» Records for the task:
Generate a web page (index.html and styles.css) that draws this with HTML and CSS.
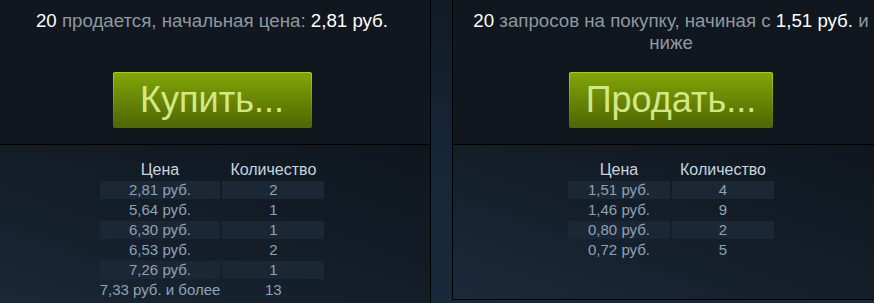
FILE: index.html
```html
<!DOCTYPE html>
<html lang="ru">
<head>
<meta charset="utf-8">
<link rel="stylesheet" href="styles.css">
</head>
<body>
<div class="orders">
  <div class="panel">
    <div class="panel-top">
      <div class="header"><span class="hl">20</span> продается, начальная цена: <span class="hl">2,81 руб.</span></div>
      <a class="btn btn-buy"><span>Купить...</span></a>
    </div>
    <div class="panel-bottom">
      <table class="book book-sell">
        <tr><th>Цена</th><th>Количество</th></tr>
        <tr class="odd"><td>2,81 руб.</td><td>2</td></tr>
        <tr><td>5,64 руб.</td><td>1</td></tr>
        <tr class="odd"><td>6,30 руб.</td><td>1</td></tr>
        <tr><td>6,53 руб.</td><td>2</td></tr>
        <tr class="odd"><td>7,26 руб.</td><td>1</td></tr>
        <tr><td>7,33 руб. и более</td><td>13</td></tr>
      </table>
    </div>
  </div>
  <div class="panel">
    <div class="panel-top">
      <div class="header"><span class="hl">20</span> запросов на покупку, начиная с <span class="hl">1,51 руб.</span> и ниже</div>
      <a class="btn btn-sell"><span>Продать...</span></a>
    </div>
    <div class="panel-bottom">
      <table class="book book-buy">
        <tr><th>Цена</th><th>Количество</th></tr>
        <tr class="odd"><td>1,51 руб.</td><td>4</td></tr>
        <tr><td>1,46 руб.</td><td>9</td></tr>
        <tr class="odd"><td>0,80 руб.</td><td>2</td></tr>
        <tr><td>0,72 руб.</td><td>5</td></tr>
      </table>
    </div>
  </div>
</div>
</body>
</html>
```
FILE: styles.css
```css
html, body {
  margin: 0;
  padding: 0;
  height: 100%;
}
body {
  background: linear-gradient(to bottom, #121a24 0%, #16273a 55%, #18293c 100%);
  font-family: "Liberation Sans", Arial, sans-serif;
  overflow: hidden;
}
.orders {
  display: flex;
  align-items: flex-start;
  gap: 21px;
  margin: -1px 0 0 -7px;
}
.panel {
  flex: 0 0 438px;
  width: 438px;
  box-sizing: border-box;
  border: 1px solid #000;
}
.panel-top {
  height: 144px;
  border-bottom: 1px solid #000;
  background: #10171f;
  display: flex;
  flex-direction: column;
  align-items: center;
}
.header {
  box-sizing: border-box;
  width: 100%;
  height: 61px;
  padding: 10px 12px 0;
  font-size: 18.7px;
  line-height: 22px;
  color: #8f98a0;
  text-align: center;
}
.hl {
  color: #ffffff;
}
.btn {
  display: block;
  margin-top: 11px;
  padding: 1px;
  border-radius: 2px;
  background: linear-gradient(to bottom, #a4d007 5%, #536904 95%);
  cursor: pointer;
}
.btn span {
  display: block;
  height: 54px;
  line-height: 53px;
  border-radius: 2px;
  background: linear-gradient(to bottom, #7fa208 5%, #536904 95%);
  color: #d2e885;
  font-size: 36px;
  text-align: center;
}
.btn-buy span { width: 197px; }
.btn-sell span { width: 202px; }
.panel-bottom {
  padding: 14px 0 38px;
  background: linear-gradient(20deg, #1b2a3b 0%, #141e29 50%, #0f161e 100%);
}
.book {
  margin: 0 auto;
  border-spacing: 2px;
  font-size: 15px;
}
.book th {
  height: 18px;
  padding: 0;
  line-height: 18px;
  font-weight: normal;
  font-size: 16px;
  color: #c6d4df;
  white-space: nowrap;
}
.book td {
  height: 18px;
  padding: 0;
  line-height: 18px;
  text-align: center;
  color: #8ea2b6;
  white-space: nowrap;
}
.book tr.odd td {
  background: #1c2735;
}
.book-sell th:first-child { width: 120px; }
.book-sell th:last-child { width: 102px; }
.book-buy th { width: 102px; }
```
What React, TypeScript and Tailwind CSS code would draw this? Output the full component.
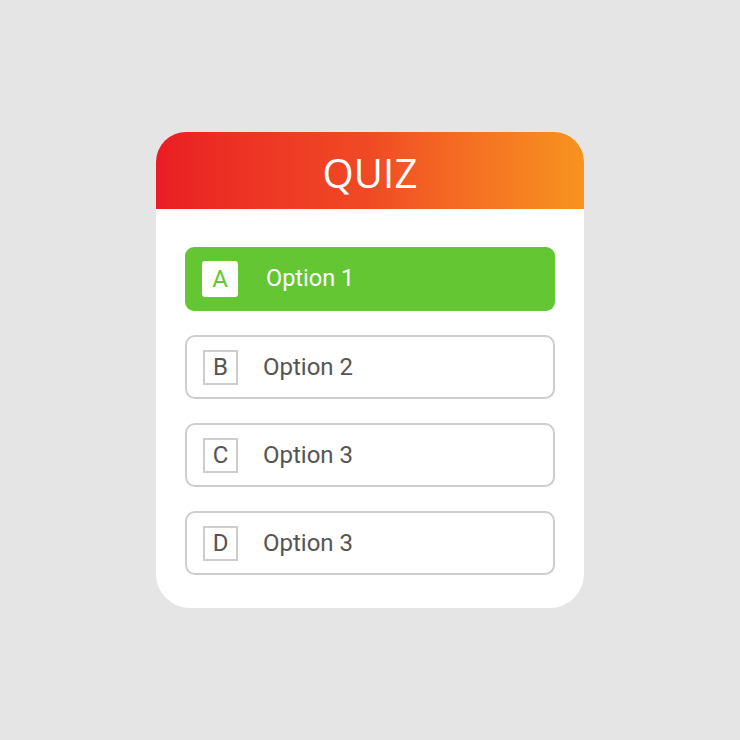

» Instructions to follow: Without including any pictures, reproduce the listing exactly.

» Exercise result:
Generate a web page (index.html and styles.css) that draws this with HTML and CSS.
FILE: index.html
```html
<!DOCTYPE html>
<html lang="ru">
<head>
<meta charset="utf-8">
<link rel="stylesheet" href="styles.css">
</head>
<body>
<div class="orders">
  <div class="panel">
    <div class="panel-top">
      <div class="header"><span class="hl">20</span> продается, начальная цена: <span class="hl">2,81 руб.</span></div>
      <a class="btn btn-buy"><span>Купить...</span></a>
    </div>
    <div class="panel-bottom">
      <table class="book book-sell">
        <tr><th>Цена</th><th>Количество</th></tr>
        <tr class="odd"><td>2,81 руб.</td><td>2</td></tr>
        <tr><td>5,64 руб.</td><td>1</td></tr>
        <tr class="odd"><td>6,30 руб.</td><td>1</td></tr>
        <tr><td>6,53 руб.</td><td>2</td></tr>
        <tr class="odd"><td>7,26 руб.</td><td>1</td></tr>
        <tr><td>7,33 руб. и более</td><td>13</td></tr>
      </table>
    </div>
  </div>
  <div class="panel">
    <div class="panel-top">
      <div class="header"><span class="hl">20</span> запросов на покупку, начиная с <span class="hl">1,51 руб.</span> и ниже</div>
      <a class="btn btn-sell"><span>Продать...</span></a>
    </div>
    <div class="panel-bottom">
      <table class="book book-buy">
        <tr><th>Цена</th><th>Количество</th></tr>
        <tr class="odd"><td>1,51 руб.</td><td>4</td></tr>
        <tr><td>1,46 руб.</td><td>9</td></tr>
        <tr class="odd"><td>0,80 руб.</td><td>2</td></tr>
        <tr><td>0,72 руб.</td><td>5</td></tr>
      </table>
    </div>
  </div>
</div>
</body>
</html>
```
FILE: styles.css
```css
html, body {
  margin: 0;
  padding: 0;
  height: 100%;
}
body {
  background: linear-gradient(to bottom, #121a24 0%, #16273a 55%, #18293c 100%);
  font-family: "Liberation Sans", Arial, sans-serif;
  overflow: hidden;
}
.orders {
  display: flex;
  align-items: flex-start;
  gap: 21px;
  margin: -1px 0 0 -7px;
}
.panel {
  flex: 0 0 438px;
  width: 438px;
  box-sizing: border-box;
  border: 1px solid #000;
}
.panel-top {
  height: 144px;
  border-bottom: 1px solid #000;
  background: #10171f;
  display: flex;
  flex-direction: column;
  align-items: center;
}
.header {
  box-sizing: border-box;
  width: 100%;
  height: 61px;
  padding: 10px 12px 0;
  font-size: 18.7px;
  line-height: 22px;
  color: #8f98a0;
  text-align: center;
}
.hl {
  color: #ffffff;
}
.btn {
  display: block;
  margin-top: 11px;
  padding: 1px;
  border-radius: 2px;
  background: linear-gradient(to bottom, #a4d007 5%, #536904 95%);
  cursor: pointer;
}
.btn span {
  display: block;
  height: 54px;
  line-height: 53px;
  border-radius: 2px;
  background: linear-gradient(to bottom, #7fa208 5%, #536904 95%);
  color: #d2e885;
  font-size: 36px;
  text-align: center;
}
.btn-buy span { width: 197px; }
.btn-sell span { width: 202px; }
.panel-bottom {
  padding: 14px 0 38px;
  background: linear-gradient(20deg, #1b2a3b 0%, #141e29 50%, #0f161e 100%);
}
.book {
  margin: 0 auto;
  border-spacing: 2px;
  font-size: 15px;
}
.book th {
  height: 18px;
  padding: 0;
  line-height: 18px;
  font-weight: normal;
  font-size: 16px;
  color: #c6d4df;
  white-space: nowrap;
}
.book td {
  height: 18px;
  padding: 0;
  line-height: 18px;
  text-align: center;
  color: #8ea2b6;
  white-space: nowrap;
}
.book tr.odd td {
  background: #1c2735;
}
.book-sell th:first-child { width: 120px; }
.book-sell th:last-child { width: 102px; }
.book-buy th { width: 102px; }
```
What React, TypeScript and Tailwind CSS code would draw this? Output the full component.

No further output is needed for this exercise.